WHAT IS BEING ASKED – Your copy of the material below should match it exactly, except that it holds no pictures.

RECORDED DATA –
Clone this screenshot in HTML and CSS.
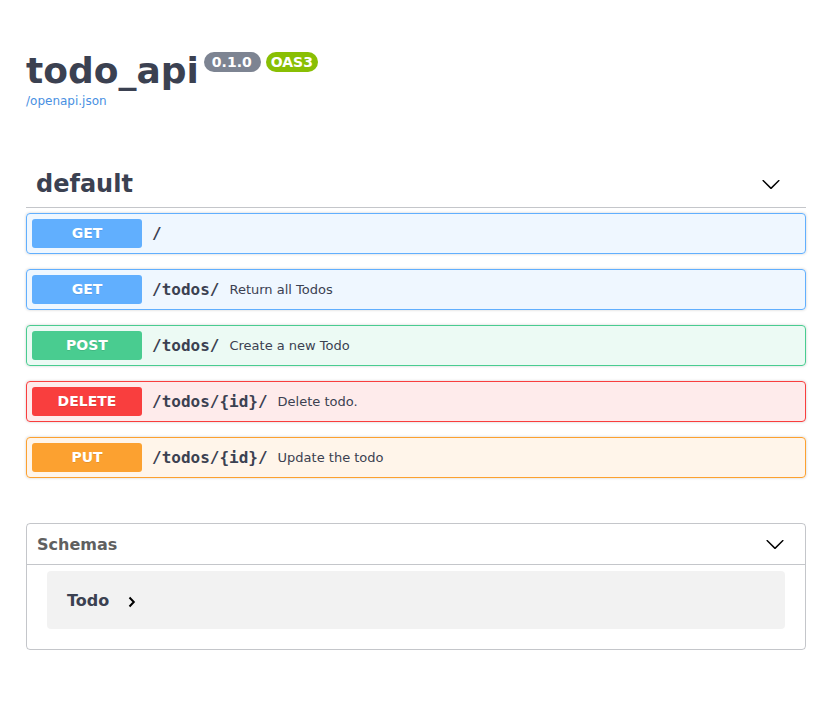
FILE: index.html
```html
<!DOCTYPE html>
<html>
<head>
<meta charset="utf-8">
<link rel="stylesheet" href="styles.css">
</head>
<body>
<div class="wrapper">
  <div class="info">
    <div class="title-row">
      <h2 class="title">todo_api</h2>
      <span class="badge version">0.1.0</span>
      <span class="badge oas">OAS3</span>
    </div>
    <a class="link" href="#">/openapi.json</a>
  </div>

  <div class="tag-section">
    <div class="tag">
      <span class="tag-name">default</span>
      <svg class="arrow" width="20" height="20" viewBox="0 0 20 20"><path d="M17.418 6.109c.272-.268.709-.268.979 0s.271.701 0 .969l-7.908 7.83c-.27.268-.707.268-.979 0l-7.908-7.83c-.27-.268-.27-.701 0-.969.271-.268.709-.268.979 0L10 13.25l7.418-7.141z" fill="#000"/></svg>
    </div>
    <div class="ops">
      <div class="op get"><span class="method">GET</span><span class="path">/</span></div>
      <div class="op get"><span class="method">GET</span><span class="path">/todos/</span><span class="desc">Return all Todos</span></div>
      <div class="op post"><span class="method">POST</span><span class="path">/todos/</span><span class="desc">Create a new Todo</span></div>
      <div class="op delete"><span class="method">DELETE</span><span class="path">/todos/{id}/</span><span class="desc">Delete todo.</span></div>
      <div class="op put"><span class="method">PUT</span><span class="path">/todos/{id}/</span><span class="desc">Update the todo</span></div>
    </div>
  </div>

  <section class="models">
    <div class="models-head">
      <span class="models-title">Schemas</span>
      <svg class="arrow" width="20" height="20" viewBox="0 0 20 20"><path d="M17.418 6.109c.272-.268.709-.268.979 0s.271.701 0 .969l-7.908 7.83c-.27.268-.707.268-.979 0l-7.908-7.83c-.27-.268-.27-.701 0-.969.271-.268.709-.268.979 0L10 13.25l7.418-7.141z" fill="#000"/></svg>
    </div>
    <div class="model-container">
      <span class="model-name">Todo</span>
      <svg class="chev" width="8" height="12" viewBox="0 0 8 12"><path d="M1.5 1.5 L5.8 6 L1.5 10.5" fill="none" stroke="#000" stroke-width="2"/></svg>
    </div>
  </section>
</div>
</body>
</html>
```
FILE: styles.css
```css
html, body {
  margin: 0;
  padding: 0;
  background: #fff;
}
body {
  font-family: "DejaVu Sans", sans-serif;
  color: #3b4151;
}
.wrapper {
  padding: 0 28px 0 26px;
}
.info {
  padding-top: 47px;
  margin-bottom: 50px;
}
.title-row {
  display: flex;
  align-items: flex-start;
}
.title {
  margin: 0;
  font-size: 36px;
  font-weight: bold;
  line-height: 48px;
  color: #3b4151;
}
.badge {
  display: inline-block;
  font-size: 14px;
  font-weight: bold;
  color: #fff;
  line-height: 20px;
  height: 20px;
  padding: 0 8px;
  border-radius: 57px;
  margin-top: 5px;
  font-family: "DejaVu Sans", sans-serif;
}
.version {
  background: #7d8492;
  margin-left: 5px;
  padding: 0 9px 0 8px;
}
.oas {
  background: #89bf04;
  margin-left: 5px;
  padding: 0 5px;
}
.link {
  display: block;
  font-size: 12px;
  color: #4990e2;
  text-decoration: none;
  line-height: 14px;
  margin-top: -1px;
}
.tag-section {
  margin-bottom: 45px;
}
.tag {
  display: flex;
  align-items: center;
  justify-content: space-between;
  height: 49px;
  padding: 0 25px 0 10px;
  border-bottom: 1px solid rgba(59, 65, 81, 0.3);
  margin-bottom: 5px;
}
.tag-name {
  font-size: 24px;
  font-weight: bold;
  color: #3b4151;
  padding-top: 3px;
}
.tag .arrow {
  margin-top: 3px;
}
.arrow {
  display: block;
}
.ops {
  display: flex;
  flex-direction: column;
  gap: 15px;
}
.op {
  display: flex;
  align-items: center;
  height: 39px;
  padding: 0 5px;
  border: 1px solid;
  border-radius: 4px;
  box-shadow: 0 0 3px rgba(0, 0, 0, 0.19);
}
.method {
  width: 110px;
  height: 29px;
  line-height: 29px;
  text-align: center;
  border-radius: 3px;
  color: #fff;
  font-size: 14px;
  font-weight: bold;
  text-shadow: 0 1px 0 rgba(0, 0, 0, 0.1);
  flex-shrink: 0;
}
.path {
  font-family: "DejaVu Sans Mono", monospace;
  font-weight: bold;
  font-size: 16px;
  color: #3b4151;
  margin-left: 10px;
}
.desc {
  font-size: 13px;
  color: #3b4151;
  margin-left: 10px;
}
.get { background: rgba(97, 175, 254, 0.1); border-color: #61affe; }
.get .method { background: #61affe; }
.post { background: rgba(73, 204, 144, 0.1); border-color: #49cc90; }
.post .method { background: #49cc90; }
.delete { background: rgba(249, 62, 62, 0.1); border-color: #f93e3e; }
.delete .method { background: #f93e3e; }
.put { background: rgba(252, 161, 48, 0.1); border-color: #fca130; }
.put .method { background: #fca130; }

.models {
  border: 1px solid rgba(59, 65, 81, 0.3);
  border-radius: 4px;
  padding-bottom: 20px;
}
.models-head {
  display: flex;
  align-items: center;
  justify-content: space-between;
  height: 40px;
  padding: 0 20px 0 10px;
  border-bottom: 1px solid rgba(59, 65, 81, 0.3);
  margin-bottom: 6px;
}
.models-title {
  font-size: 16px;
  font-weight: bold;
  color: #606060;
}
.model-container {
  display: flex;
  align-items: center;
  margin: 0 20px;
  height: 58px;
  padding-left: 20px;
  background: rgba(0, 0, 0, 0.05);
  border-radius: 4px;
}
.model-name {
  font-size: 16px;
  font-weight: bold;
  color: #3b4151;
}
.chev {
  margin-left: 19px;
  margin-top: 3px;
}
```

RIGHT ANSWER –
Clone this screenshot in HTML and CSS.
FILE: index.html
```html
<!DOCTYPE html>
<html>
<head>
<meta charset="utf-8">
<link rel="stylesheet" href="styles.css">
</head>
<body>
<div class="wrapper">
  <div class="info">
    <div class="title-row">
      <h2 class="title">todo_api</h2>
      <span class="badge version">0.1.0</span>
      <span class="badge oas">OAS3</span>
    </div>
    <a class="link" href="#">/openapi.json</a>
  </div>

  <div class="tag-section">
    <div class="tag">
      <span class="tag-name">default</span>
      <svg class="arrow" width="20" height="20" viewBox="0 0 20 20"><path d="M17.418 6.109c.272-.268.709-.268.979 0s.271.701 0 .969l-7.908 7.83c-.27.268-.707.268-.979 0l-7.908-7.83c-.27-.268-.27-.701 0-.969.271-.268.709-.268.979 0L10 13.25l7.418-7.141z" fill="#000"/></svg>
    </div>
    <div class="ops">
      <div class="op get"><span class="method">GET</span><span class="path">/</span></div>
      <div class="op get"><span class="method">GET</span><span class="path">/todos/</span><span class="desc">Return all Todos</span></div>
      <div class="op post"><span class="method">POST</span><span class="path">/todos/</span><span class="desc">Create a new Todo</span></div>
      <div class="op delete"><span class="method">DELETE</span><span class="path">/todos/{id}/</span><span class="desc">Delete todo.</span></div>
      <div class="op put"><span class="method">PUT</span><span class="path">/todos/{id}/</span><span class="desc">Update the todo</span></div>
    </div>
  </div>

  <section class="models">
    <div class="models-head">
      <span class="models-title">Schemas</span>
      <svg class="arrow" width="20" height="20" viewBox="0 0 20 20"><path d="M17.418 6.109c.272-.268.709-.268.979 0s.271.701 0 .969l-7.908 7.83c-.27.268-.707.268-.979 0l-7.908-7.83c-.27-.268-.27-.701 0-.969.271-.268.709-.268.979 0L10 13.25l7.418-7.141z" fill="#000"/></svg>
    </div>
    <div class="model-container">
      <span class="model-name">Todo</span>
      <svg class="chev" width="8" height="12" viewBox="0 0 8 12"><path d="M1.5 1.5 L5.8 6 L1.5 10.5" fill="none" stroke="#000" stroke-width="2"/></svg>
    </div>
  </section>
</div>
</body>
</html>
```
FILE: styles.css
```css
html, body {
  margin: 0;
  padding: 0;
  background: #fff;
}
body {
  font-family: "DejaVu Sans", sans-serif;
  color: #3b4151;
}
.wrapper {
  padding: 0 28px 0 26px;
}
.info {
  padding-top: 47px;
  margin-bottom: 50px;
}
.title-row {
  display: flex;
  align-items: flex-start;
}
.title {
  margin: 0;
  font-size: 36px;
  font-weight: bold;
  line-height: 48px;
  color: #3b4151;
}
.badge {
  display: inline-block;
  font-size: 14px;
  font-weight: bold;
  color: #fff;
  line-height: 20px;
  height: 20px;
  padding: 0 8px;
  border-radius: 57px;
  margin-top: 5px;
  font-family: "DejaVu Sans", sans-serif;
}
.version {
  background: #7d8492;
  margin-left: 5px;
  padding: 0 9px 0 8px;
}
.oas {
  background: #89bf04;
  margin-left: 5px;
  padding: 0 5px;
}
.link {
  display: block;
  font-size: 12px;
  color: #4990e2;
  text-decoration: none;
  line-height: 14px;
  margin-top: -1px;
}
.tag-section {
  margin-bottom: 45px;
}
.tag {
  display: flex;
  align-items: center;
  justify-content: space-between;
  height: 49px;
  padding: 0 25px 0 10px;
  border-bottom: 1px solid rgba(59, 65, 81, 0.3);
  margin-bottom: 5px;
}
.tag-name {
  font-size: 24px;
  font-weight: bold;
  color: #3b4151;
  padding-top: 3px;
}
.tag .arrow {
  margin-top: 3px;
}
.arrow {
  display: block;
}
.ops {
  display: flex;
  flex-direction: column;
  gap: 15px;
}
.op {
  display: flex;
  align-items: center;
  height: 39px;
  padding: 0 5px;
  border: 1px solid;
  border-radius: 4px;
  box-shadow: 0 0 3px rgba(0, 0, 0, 0.19);
}
.method {
  width: 110px;
  height: 29px;
  line-height: 29px;
  text-align: center;
  border-radius: 3px;
  color: #fff;
  font-size: 14px;
  font-weight: bold;
  text-shadow: 0 1px 0 rgba(0, 0, 0, 0.1);
  flex-shrink: 0;
}
.path {
  font-family: "DejaVu Sans Mono", monospace;
  font-weight: bold;
  font-size: 16px;
  color: #3b4151;
  margin-left: 10px;
}
.desc {
  font-size: 13px;
  color: #3b4151;
  margin-left: 10px;
}
.get { background: rgba(97, 175, 254, 0.1); border-color: #61affe; }
.get .method { background: #61affe; }
.post { background: rgba(73, 204, 144, 0.1); border-color: #49cc90; }
.post .method { background: #49cc90; }
.delete { background: rgba(249, 62, 62, 0.1); border-color: #f93e3e; }
.delete .method { background: #f93e3e; }
.put { background: rgba(252, 161, 48, 0.1); border-color: #fca130; }
.put .method { background: #fca130; }

.models {
  border: 1px solid rgba(59, 65, 81, 0.3);
  border-radius: 4px;
  padding-bottom: 20px;
}
.models-head {
  display: flex;
  align-items: center;
  justify-content: space-between;
  height: 40px;
  padding: 0 20px 0 10px;
  border-bottom: 1px solid rgba(59, 65, 81, 0.3);
  margin-bottom: 6px;
}
.models-title {
  font-size: 16px;
  font-weight: bold;
  color: #606060;
}
.model-container {
  display: flex;
  align-items: center;
  margin: 0 20px;
  height: 58px;
  padding-left: 20px;
  background: rgba(0, 0, 0, 0.05);
  border-radius: 4px;
}
.model-name {
  font-size: 16px;
  font-weight: bold;
  color: #3b4151;
}
.chev {
  margin-left: 19px;
  margin-top: 3px;
}
```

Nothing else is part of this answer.